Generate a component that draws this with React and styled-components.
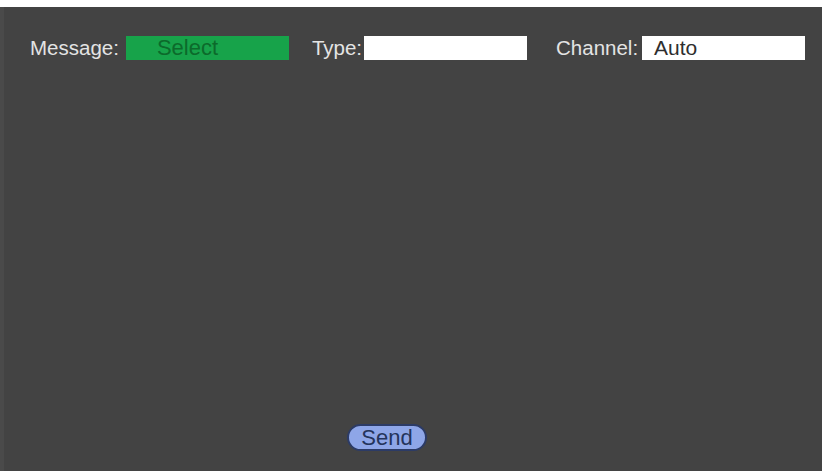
import React from 'react';
import styled, { createGlobalStyle } from 'styled-components';

const GlobalStyle = createGlobalStyle`
  html, body {
    margin: 0;
    padding: 0;
    background: #ffffff;
  }
  body {
    font-family: "Liberation Sans", Arial, sans-serif;
  }
`;

const Page = styled.div`
  width: 827px;
  height: 471px;
  padding: 7px 5px 0 0;
  box-sizing: border-box;
  display: flex;
`;

const Panel = styled.div`
  flex: 1;
  display: flex;
  flex-direction: column;
  background: #434343;
  border-left: 4px solid #4a4a4a;
`;

const Toolbar = styled.div`
  display: flex;
  align-items: center;
  padding: 29px 0 0 26px;
`;

const Field = styled.div`
  display: flex;
  align-items: center;
  gap: ${(p) => p.$gap || 7}px;
  margin-right: ${(p) => p.$after || 0}px;
`;

const Label = styled.span`
  color: #e4e4e4;
  font-size: 20.5px;
  line-height: 24px;
`;

const Box = styled.div`
  width: 163px;
  height: 24px;
  box-sizing: border-box;
  display: flex;
  align-items: center;
  padding-left: ${(p) => p.$indent || 12}px;
  background: ${(p) => p.$bg || '#ffffff'};
  color: ${(p) => p.$color || '#2e2e2e'};
  font-size: ${(p) => p.$size || 21}px;
`;

const Spacer = styled.div`
  flex: 1;
`;

const Footer = styled.div`
  display: flex;
  padding: 0 0 20px 343px;
`;

const SendButton = styled.button`
  width: 80px;
  height: 27px;
  border-radius: 14px;
  border: 2px solid #2c3b66;
  background: #8ea6e8;
  color: #24345c;
  font-family: "Liberation Sans", Arial, sans-serif;
  font-size: 22px;
  line-height: 22px;
  padding: 0;
  cursor: pointer;
`;

export default function App() {
  return (
    <>
      <GlobalStyle />
      <Page>
        <Panel>
          <Toolbar>
            <Field $gap={7} $after={23}>
              <Label>Message:</Label>
              <Box $bg="#17a34a" $color="#0c6a2b" $size={22} $indent={31}>
                Select
              </Box>
            </Field>
            <Field $gap={2} $after={29}>
              <Label>Type:</Label>
              <Box />
            </Field>
            <Field $gap={4}>
              <Label>Channel:</Label>
              <Box>Auto</Box>
            </Field>
          </Toolbar>
          <Spacer />
          <Footer>
            <SendButton>Send</SendButton>
          </Footer>
        </Panel>
      </Page>
    </>
  );
}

* What the task requires
Restate the whole of the material word for word without the pictures.

* Result of the task
Generate a component that draws this with React and styled-components.
import React from 'react';
import styled, { createGlobalStyle } from 'styled-components';

const GlobalStyle = createGlobalStyle`
  html, body {
    margin: 0;
    padding: 0;
    background: #ffffff;
  }
  body {
    font-family: "Liberation Sans", Arial, sans-serif;
  }
`;

const Page = styled.div`
  width: 827px;
  height: 471px;
  padding: 7px 5px 0 0;
  box-sizing: border-box;
  display: flex;
`;

const Panel = styled.div`
  flex: 1;
  display: flex;
  flex-direction: column;
  background: #434343;
  border-left: 4px solid #4a4a4a;
`;

const Toolbar = styled.div`
  display: flex;
  align-items: center;
  padding: 29px 0 0 26px;
`;

const Field = styled.div`
  display: flex;
  align-items: center;
  gap: ${(p) => p.$gap || 7}px;
  margin-right: ${(p) => p.$after || 0}px;
`;

const Label = styled.span`
  color: #e4e4e4;
  font-size: 20.5px;
  line-height: 24px;
`;

const Box = styled.div`
  width: 163px;
  height: 24px;
  box-sizing: border-box;
  display: flex;
  align-items: center;
  padding-left: ${(p) => p.$indent || 12}px;
  background: ${(p) => p.$bg || '#ffffff'};
  color: ${(p) => p.$color || '#2e2e2e'};
  font-size: ${(p) => p.$size || 21}px;
`;

const Spacer = styled.div`
  flex: 1;
`;

const Footer = styled.div`
  display: flex;
  padding: 0 0 20px 343px;
`;

const SendButton = styled.button`
  width: 80px;
  height: 27px;
  border-radius: 14px;
  border: 2px solid #2c3b66;
  background: #8ea6e8;
  color: #24345c;
  font-family: "Liberation Sans", Arial, sans-serif;
  font-size: 22px;
  line-height: 22px;
  padding: 0;
  cursor: pointer;
`;

export default function App() {
  return (
    <>
      <GlobalStyle />
      <Page>
        <Panel>
          <Toolbar>
            <Field $gap={7} $after={23}>
              <Label>Message:</Label>
              <Box $bg="#17a34a" $color="#0c6a2b" $size={22} $indent={31}>
                Select
              </Box>
            </Field>
            <Field $gap={2} $after={29}>
              <Label>Type:</Label>
              <Box />
            </Field>
            <Field $gap={4}>
              <Label>Channel:</Label>
              <Box>Auto</Box>
            </Field>
          </Toolbar>
          <Spacer />
          <Footer>
            <SendButton>Send</SendButton>
          </Footer>
        </Panel>
      </Page>
    </>
  );
}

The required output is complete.